Ever since the early days of Pong, computer gaming has been an engaging pastime. It's easy for fans to become ensconced in their games, and sometimes their enjoyment borders on obsessive — which is often part of gaming's appeal (and something you definitely understand if you've spent 12 hours straight playing Final Fantasy VII Remake). Finding a digital home with likeminded individuals is a natural progression; it gives gamers a chance to get help working through a game's tough spots, it lets them share feedback about what they do and don't like and it's also just a place to let loose and have fun discussions.
Initially, gamers often turned to forums and message boards to meet these needs — until Discord arrived. This chat platform made it possible for them to talk to one another in real time. It was advertised for years as the "Chat for Gamers," but when so many people across the globe first went under lockdown in the early days of the COVID-19 pandemic, the platform changed its tagline to "Chat for Communities and Friends" to be responsive and reflect the changes in its usage. Discord is no longer limited to gaming communities; in fact, it's even used for education and business purposes. If you're curious about using the platform, learn more about Discord and how it works.
The Basics of Discord
It can be tough for gamers to chat with one another during gameplay, particularly if they're gaming in teams and need to communicate in order to play cooperatively. Titles that have in-game chat features don't always work well, and if you're trying to communicate within a broader network, it can be nearly impossible. This is why Discord came along.

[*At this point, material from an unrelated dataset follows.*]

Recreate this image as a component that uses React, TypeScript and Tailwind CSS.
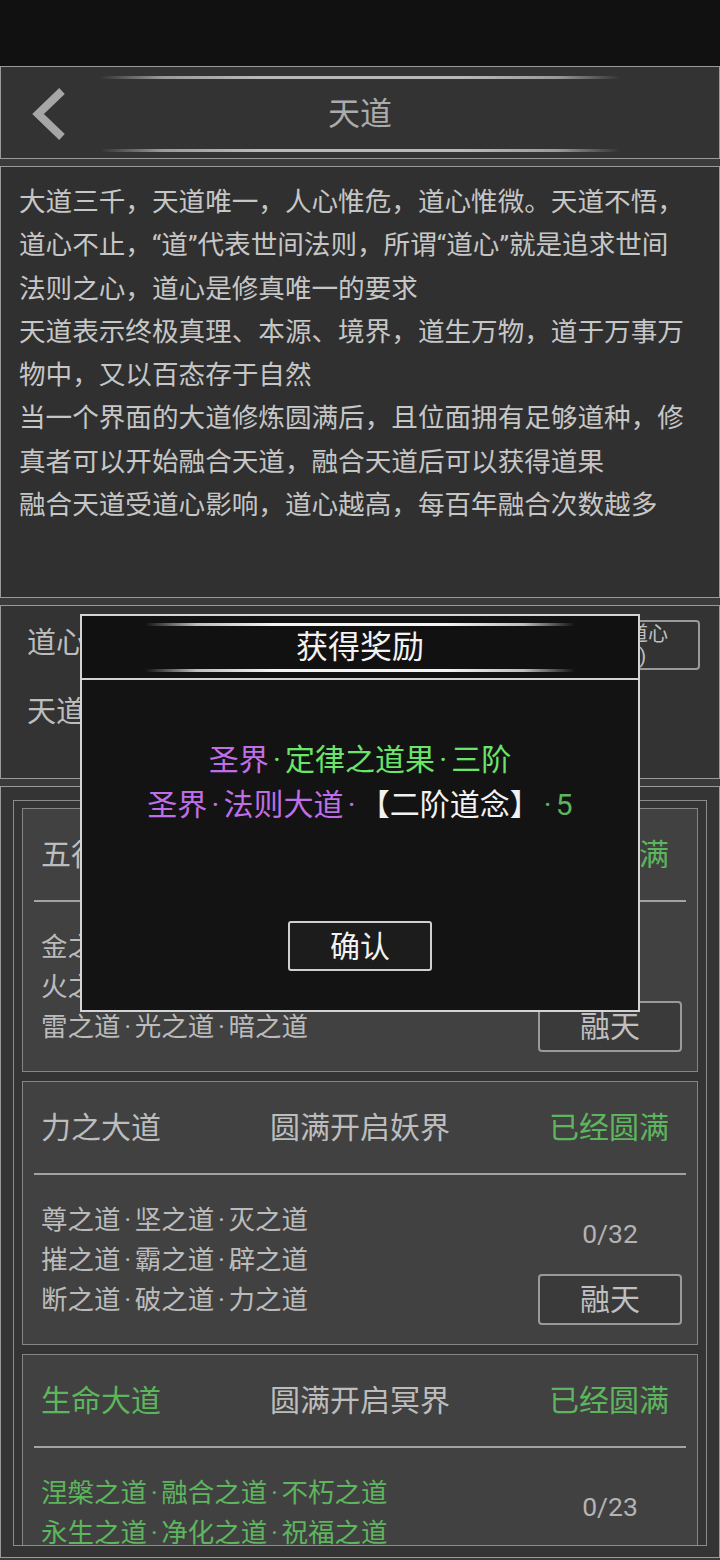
import React from "react";

type Row = string[];

type DaoCard = {
  name: string;
  realm: string;
  status: string;
  rows: Row[];
  count: string;
  green: boolean;
};

const cards: DaoCard[] = [
  {
    name: "五行大道",
    realm: "圆满开启人界",
    status: "已经圆满",
    rows: [
      ["金之道", "木之道", "水之道"],
      ["火之道", "土之道", "冰之道"],
      ["雷之道", "光之道", "暗之道"],
    ],
    count: "0/27",
    green: false,
  },
  {
    name: "力之大道",
    realm: "圆满开启妖界",
    status: "已经圆满",
    rows: [
      ["尊之道", "坚之道", "灭之道"],
      ["摧之道", "霸之道", "辟之道"],
      ["断之道", "破之道", "力之道"],
    ],
    count: "0/32",
    green: false,
  },
  {
    name: "生命大道",
    realm: "圆满开启冥界",
    status: "已经圆满",
    rows: [
      ["涅槃之道", "融合之道", "不朽之道"],
      ["永生之道", "净化之道", "祝福之道"],
      ["轮回之道", "复苏之道", "长生之道"],
    ],
    count: "0/23",
    green: true,
  },
];

function Dot() {
  return <span className="inline-block w-[0.54em] text-center">·</span>;
}

function Joined({ parts }: { parts: string[] }) {
  return (
    <>
      {parts.map((p, i) => (
        <React.Fragment key={i}>
          {i > 0 && <Dot />}
          {p}
        </React.Fragment>
      ))}
    </>
  );
}

function Card({ card }: { card: DaoCard }) {
  return (
    <div className="h-[264px] shrink-0 border border-[#858585] bg-[#414141] flex flex-col">
      {/* 标题行 */}
      <div className="grid grid-cols-[1fr_auto_1fr] items-center h-[91px] px-[18px] text-[30px]">
        <div className={card.green ? "text-[#5db55d]" : "text-[#bdbdbd]"}>{card.name}</div>
        <div className="text-[#bdbdbd]">{card.realm}</div>
        <div className="text-right pr-[10px] text-[#5db55d]">{card.status}</div>
      </div>
      <div className="mx-[11px] h-[2px] bg-[#a3a3a3]" />
      <div className="flex justify-between pl-[18px] pr-[15px] h-[169px]">
        <div
          className={
            "pt-[25px] text-[26.5px] leading-[40px] " +
            (card.green ? "text-[#5db55d]" : "text-[#bbbbbb]")
          }
        >
          {card.rows.map((r, i) => (
            <div key={i} className="whitespace-nowrap">
              <Joined parts={r} />
            </div>
          ))}
        </div>
        <div className="w-[144px] flex flex-col items-center pt-[39px]">
          <div className="text-[26.5px] leading-[40px] text-[#b3b3b3]">{card.count}</div>
          <button className="mt-[20px] w-[144px] h-[51px] border-2 border-[#9a9a9a] rounded-[4px] bg-[#3a3a3a] text-[30px] text-[#c0c0c0]">
            融天
          </button>
        </div>
      </div>
    </div>
  );
}

function GrayLine() {
  return (
    <div className="mx-[99px] h-[3px] bg-[linear-gradient(90deg,rgba(140,140,140,0),#9a9a9a_12%,#b8b8b8_30%,#b8b8b8_70%,#9a9a9a_88%,rgba(140,140,140,0))]" />
  );
}

function WhiteLine() {
  return (
    <div className="mx-[63px] h-[3px] bg-[linear-gradient(90deg,rgba(255,255,255,0),#bdbdbd_12%,#f4f4f4_30%,#f4f4f4_70%,#bdbdbd_88%,rgba(255,255,255,0))]" />
  );
}

export default function App() {
  return (
    <div className="relative w-[720px] h-[1560px] overflow-hidden bg-[#111111] font-['Roboto','Noto_Sans_CJK_SC',sans-serif] flex flex-col">
      <div className="h-[66px] shrink-0" />

      <div className="flex-1 min-h-0 flex flex-col gap-[7px] bg-[#3b3b3b] pb-[2px]">
        {/* 顶栏 */}
        <div className="h-[93px] shrink-0 border border-[#9a9a9a] bg-[#333333] pt-[9px]">
          <GrayLine />
          <div className="grid grid-cols-[1fr_auto_1fr] items-center h-[70px]">
            <div className="pl-[28px] flex items-center">
              <svg width="38" height="52" viewBox="0 0 38 52">
                <polyline
                  points="33,3 9,26 33,49"
                  fill="none"
                  stroke="#a6a6a6"
                  strokeWidth="8"
                  strokeLinejoin="miter"
                />
              </svg>
            </div>
            <div className="text-[32px] text-[#ababab]">天道</div>
            <div />
          </div>
          <GrayLine />
        </div>

        {/* 说明 */}
        <div className="h-[432px] shrink-0 border border-[#9a9a9a] bg-[#303030] pl-[18px] pr-[26px] pt-[13px] text-[26.6px] leading-[43.3px] text-[#c6c6c6]">
          <p>
            大道三千，天道唯一，人心惟危，道心惟微。天道不悟，道心不止，“道”代表世间法则，所谓“道心”就是追求世间法则之心，道心是修真唯一的要求
          </p>
          <p>天道表示终极真理、本源、境界，道生万物，道于万事万物中，又以百态存于自然</p>
          <p>
            当一个界面的大道修炼圆满后，且位面拥有足够道种，修真者可以开始融合天道，融合天道后可以获得道果
          </p>
          <p>融合天道受道心影响，道心越高，每百年融合次数越多</p>
        </div>

        {/* 道心 */}
        <div className="h-[174px] shrink-0 border border-[#9a9a9a] bg-[#333333] flex justify-between pl-[26px] pr-[19px]">
          <div className="pt-[17px] flex flex-col gap-[29px] text-[29px] leading-[40px] text-[#bdbdbd]">
            <div>道心：1580</div>
            <div>天道融合：12次</div>
          </div>
          <div className="pt-[14px]">
            <button className="w-[144px] h-[50px] border-2 border-[#9a9a9a] rounded-[4px] bg-[#333333] text-[20px] leading-[22px] text-[#c0c0c0]">
              提升道心
              <br />
              (10)
            </button>
          </div>
        </div>

        {/* 大道列表 */}
        <div className="flex-1 min-h-0 flex flex-col border border-[#9a9a9a] bg-[#343434] pt-[13px] pb-[11px] px-[12px]">
          <div className="flex-1 min-h-0 overflow-hidden border border-[#8c8c8c] bg-[#343434] pt-[7px] px-[8px] flex flex-col gap-[9px]">
            {cards.map((c) => (
              <Card key={c.name} card={c} />
            ))}
          </div>
        </div>
      </div>

      {/* 获得奖励弹窗 */}
      <div className="fixed inset-x-0 top-[614px] flex justify-center">
        <div className="w-[560px] border-2 border-[#d4d4d4] bg-[#131313] flex flex-col">
          <div className="h-[64px] border-b-2 border-[#d4d4d4] bg-[#111111] pt-[7px]">
            <WhiteLine />
            <div className="h-[43px] leading-[43px] text-center text-[32px] text-[#f2f2f2]">获得奖励</div>
            <WhiteLine />
          </div>
          <div className="h-[330px] flex flex-col items-center pt-[57px] text-[30px] leading-[45px]">
            <div className="whitespace-nowrap">
              <span className="text-[#c06ee8]">圣界</span>
              <span className="text-[#6ae46a]">
                <Dot />
                定律之道果
                <Dot />
                三阶
              </span>
            </div>
            <div className="whitespace-nowrap">
              <span className="text-[#c06ee8]">
                圣界
                <Dot />
                法则大道
                <Dot />
              </span>
              <span className="text-[#f2f2f2]">【二阶道念】</span>
              <span className="text-[#5db55d]">
                <Dot />5
              </span>
            </div>
            <button className="mt-[94px] w-[144px] h-[50px] border-2 border-[#cfcfcf] rounded-[3px] bg-[#1c1c1c] text-[30px] text-[#f2f2f2]">
              确认
            </button>
          </div>
        </div>
      </div>
    </div>
  );
}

Its setup is very similar to the chat features found in apps such as Skype and Slack. It allows you to engage in text chatting, in which you type out messages to individual users or in various chat rooms, and in voice chatting, in which you can use your computer or other device's microphone to speak to other users. You can download the software onto and use it on your computer, or you can download the app onto your mobile device, as Discord has both Google Play and iOS apps. It has more than chat features — Discord also supports video calls.

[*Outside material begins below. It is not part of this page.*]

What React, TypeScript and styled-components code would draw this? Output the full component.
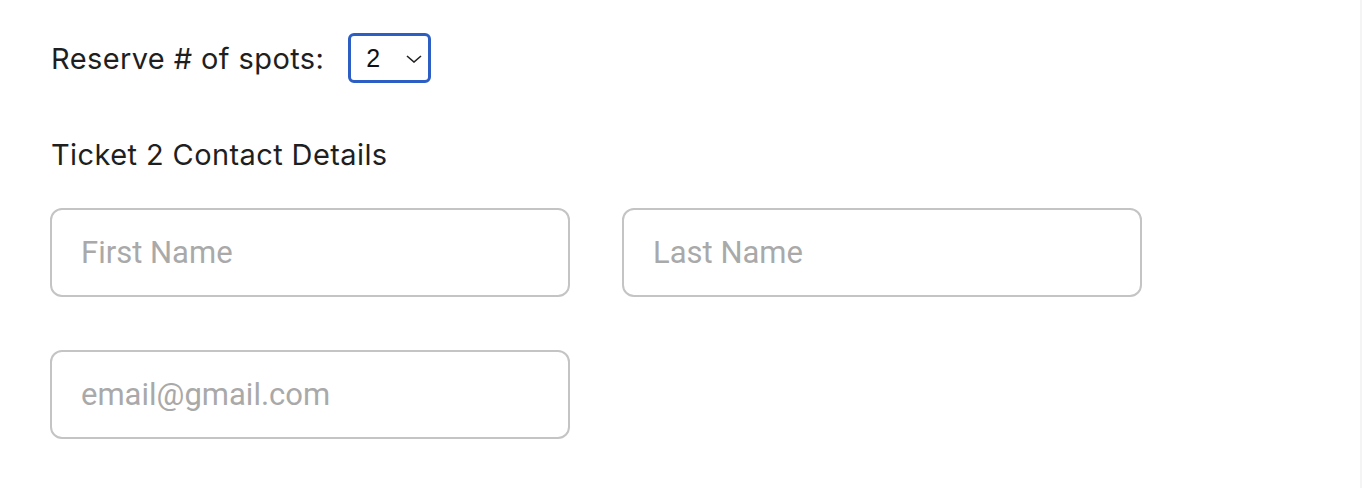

Discord operates using various servers, each of which is populated with different channels. Channels are like individual chat rooms where you can discuss specific topics. While you can have your own private room where only friends or those connected to your gameplay can join, there are other public rooms and places on Discord where you can find people with similar interests. There, you can join the themed channels and begin chatting about their topics with other users. You can also choose not to download any software and open Discord in your internet browser while you're gaming.
Is Discord Safe for Kids?
At its root, Discord is a social messaging app, and there's always some level of danger when it comes to underage children and social messaging. One of the benefits of Discord is also one of its biggest problems when it comes to younger users: the ability to join different rooms and fandoms other than the game of choice without adult supervision. There's a "Nearby" feature in the program, too, and when it's turned on it allows others to see your near-exact location. That's definitely not a kid-friendly feature. According to Common Sense Media, there's also a likelihood that kids (and adults) will encounter abusive language on the platform.
Also, Discord has been involved in several controversies. Neo-Nazis and alt-right groups were using several Discord servers to organize a shooting in Charlottesville, VA, in 2017. Supposedly these groups are now banned from the servers. There have also been instances of pornography appearing on Discord. If you have an underage child using the app, don't ever let them use it unsupervised — you might not want to let them use it at all.

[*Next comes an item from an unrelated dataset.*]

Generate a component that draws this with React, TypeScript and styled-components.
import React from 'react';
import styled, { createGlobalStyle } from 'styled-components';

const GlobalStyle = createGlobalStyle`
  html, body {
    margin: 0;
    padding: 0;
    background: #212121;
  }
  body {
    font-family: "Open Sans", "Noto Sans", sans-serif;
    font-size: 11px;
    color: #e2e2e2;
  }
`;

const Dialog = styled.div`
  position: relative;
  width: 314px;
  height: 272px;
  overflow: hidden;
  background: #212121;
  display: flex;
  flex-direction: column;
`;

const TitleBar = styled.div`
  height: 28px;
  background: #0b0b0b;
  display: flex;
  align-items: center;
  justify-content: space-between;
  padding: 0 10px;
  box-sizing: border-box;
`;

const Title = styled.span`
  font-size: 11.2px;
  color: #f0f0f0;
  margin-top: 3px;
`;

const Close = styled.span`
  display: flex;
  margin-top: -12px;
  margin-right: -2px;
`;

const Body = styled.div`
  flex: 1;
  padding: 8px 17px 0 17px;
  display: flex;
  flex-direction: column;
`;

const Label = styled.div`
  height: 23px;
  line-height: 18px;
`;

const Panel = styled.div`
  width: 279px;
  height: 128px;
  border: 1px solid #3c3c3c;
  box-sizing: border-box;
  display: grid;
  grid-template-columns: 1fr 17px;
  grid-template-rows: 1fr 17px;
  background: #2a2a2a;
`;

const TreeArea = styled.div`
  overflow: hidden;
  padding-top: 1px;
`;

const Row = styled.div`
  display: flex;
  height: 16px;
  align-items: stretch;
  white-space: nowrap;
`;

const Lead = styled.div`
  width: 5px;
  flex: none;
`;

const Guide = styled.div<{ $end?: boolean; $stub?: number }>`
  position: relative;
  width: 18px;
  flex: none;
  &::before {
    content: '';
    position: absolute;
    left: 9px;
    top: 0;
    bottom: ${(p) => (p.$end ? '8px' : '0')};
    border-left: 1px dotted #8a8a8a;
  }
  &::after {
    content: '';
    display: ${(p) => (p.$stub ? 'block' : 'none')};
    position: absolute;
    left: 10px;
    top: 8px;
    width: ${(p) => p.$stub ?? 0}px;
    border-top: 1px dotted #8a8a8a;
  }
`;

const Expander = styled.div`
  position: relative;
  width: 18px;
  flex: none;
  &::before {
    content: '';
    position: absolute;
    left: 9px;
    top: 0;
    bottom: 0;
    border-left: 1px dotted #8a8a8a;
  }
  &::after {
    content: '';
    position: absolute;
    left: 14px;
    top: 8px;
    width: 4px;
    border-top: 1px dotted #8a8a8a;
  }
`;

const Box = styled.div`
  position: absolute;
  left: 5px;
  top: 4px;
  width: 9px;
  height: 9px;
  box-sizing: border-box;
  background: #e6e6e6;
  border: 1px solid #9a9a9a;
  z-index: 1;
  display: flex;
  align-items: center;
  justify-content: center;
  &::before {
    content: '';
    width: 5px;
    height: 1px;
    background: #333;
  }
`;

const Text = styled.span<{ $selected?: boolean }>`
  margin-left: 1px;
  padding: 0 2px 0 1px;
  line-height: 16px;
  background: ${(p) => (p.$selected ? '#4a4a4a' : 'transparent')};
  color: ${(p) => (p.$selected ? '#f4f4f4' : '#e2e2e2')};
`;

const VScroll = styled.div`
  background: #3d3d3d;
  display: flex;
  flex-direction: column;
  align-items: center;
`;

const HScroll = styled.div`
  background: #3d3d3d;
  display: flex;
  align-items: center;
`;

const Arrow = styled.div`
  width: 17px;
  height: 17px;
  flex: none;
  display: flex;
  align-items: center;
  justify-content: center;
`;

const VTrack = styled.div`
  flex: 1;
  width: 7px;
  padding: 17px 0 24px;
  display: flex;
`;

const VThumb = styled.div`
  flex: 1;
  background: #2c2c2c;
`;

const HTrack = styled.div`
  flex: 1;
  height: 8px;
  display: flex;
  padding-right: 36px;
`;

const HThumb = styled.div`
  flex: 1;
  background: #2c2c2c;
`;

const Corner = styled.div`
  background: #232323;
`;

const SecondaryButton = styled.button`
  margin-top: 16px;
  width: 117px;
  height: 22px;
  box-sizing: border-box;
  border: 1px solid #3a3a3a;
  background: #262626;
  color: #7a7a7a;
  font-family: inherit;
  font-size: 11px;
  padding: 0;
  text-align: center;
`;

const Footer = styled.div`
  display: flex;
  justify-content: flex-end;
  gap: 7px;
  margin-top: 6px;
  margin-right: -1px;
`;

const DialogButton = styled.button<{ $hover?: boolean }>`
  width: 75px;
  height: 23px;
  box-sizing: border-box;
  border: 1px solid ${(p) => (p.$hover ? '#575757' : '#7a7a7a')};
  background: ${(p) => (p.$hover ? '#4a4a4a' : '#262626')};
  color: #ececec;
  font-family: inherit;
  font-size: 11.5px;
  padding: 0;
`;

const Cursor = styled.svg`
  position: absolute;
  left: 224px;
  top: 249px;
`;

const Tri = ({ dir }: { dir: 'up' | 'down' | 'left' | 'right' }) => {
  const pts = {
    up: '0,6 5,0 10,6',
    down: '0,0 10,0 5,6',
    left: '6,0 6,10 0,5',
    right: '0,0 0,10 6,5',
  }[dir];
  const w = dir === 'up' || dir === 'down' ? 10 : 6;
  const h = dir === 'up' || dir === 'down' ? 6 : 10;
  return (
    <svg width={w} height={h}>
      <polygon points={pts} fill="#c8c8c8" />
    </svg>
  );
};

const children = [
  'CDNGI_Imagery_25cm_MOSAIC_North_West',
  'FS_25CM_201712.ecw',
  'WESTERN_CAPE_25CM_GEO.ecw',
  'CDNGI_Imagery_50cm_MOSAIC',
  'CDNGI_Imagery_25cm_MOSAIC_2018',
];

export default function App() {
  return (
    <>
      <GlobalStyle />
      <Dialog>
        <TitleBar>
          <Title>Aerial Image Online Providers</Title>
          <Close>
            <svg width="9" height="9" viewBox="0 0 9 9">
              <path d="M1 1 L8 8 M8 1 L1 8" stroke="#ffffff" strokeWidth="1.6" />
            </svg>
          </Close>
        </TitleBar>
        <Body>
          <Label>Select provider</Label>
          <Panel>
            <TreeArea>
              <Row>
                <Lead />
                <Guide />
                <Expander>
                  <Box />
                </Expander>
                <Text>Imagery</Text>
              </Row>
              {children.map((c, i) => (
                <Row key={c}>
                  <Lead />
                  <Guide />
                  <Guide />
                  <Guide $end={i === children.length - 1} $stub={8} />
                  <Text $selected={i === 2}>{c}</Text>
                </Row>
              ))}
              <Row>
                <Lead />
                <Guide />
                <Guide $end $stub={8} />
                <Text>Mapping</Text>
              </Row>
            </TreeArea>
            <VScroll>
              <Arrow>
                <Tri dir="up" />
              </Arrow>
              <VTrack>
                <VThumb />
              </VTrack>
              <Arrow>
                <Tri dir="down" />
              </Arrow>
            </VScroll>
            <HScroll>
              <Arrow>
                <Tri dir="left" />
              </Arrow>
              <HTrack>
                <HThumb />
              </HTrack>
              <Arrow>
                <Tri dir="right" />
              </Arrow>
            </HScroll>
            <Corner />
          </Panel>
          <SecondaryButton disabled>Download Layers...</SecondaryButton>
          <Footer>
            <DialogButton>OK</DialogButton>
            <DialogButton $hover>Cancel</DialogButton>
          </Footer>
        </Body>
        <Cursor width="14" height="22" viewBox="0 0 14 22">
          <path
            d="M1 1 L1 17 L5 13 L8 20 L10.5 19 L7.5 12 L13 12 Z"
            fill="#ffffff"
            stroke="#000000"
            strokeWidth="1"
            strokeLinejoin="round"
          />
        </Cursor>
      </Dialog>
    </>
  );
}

Using Discord for Education or Business
Discord can be an effective tool for purposes other than gaming chats, such as for discussions in distance learning classrooms or for business. If you're using Discord for the classroom, one of its main benefits is that you have an invite-only space where your students can talk to each other and to you, and non-students can't access it. Current students can ask questions, transfer files and go over assignments in one easy-to-access space. You can also share videos and other files. Additionally, you could record a lecture and upload it to the room for students to view later. One of the best things about Discord compared to apps that are designed solely for educational purposes is that it's free, and it's a terrific way to remotely organize your office or your class.
When it comes to office meetings, Discord doesn't have the video capabilities of Zoom, but it does give you a channel where you can share files and information. Plus, you can do video chatting on a more limited level. It's a reliable way to keep in contact if you have a small meeting underway or if you need to share files or ideas with colleagues or employees who are working from home.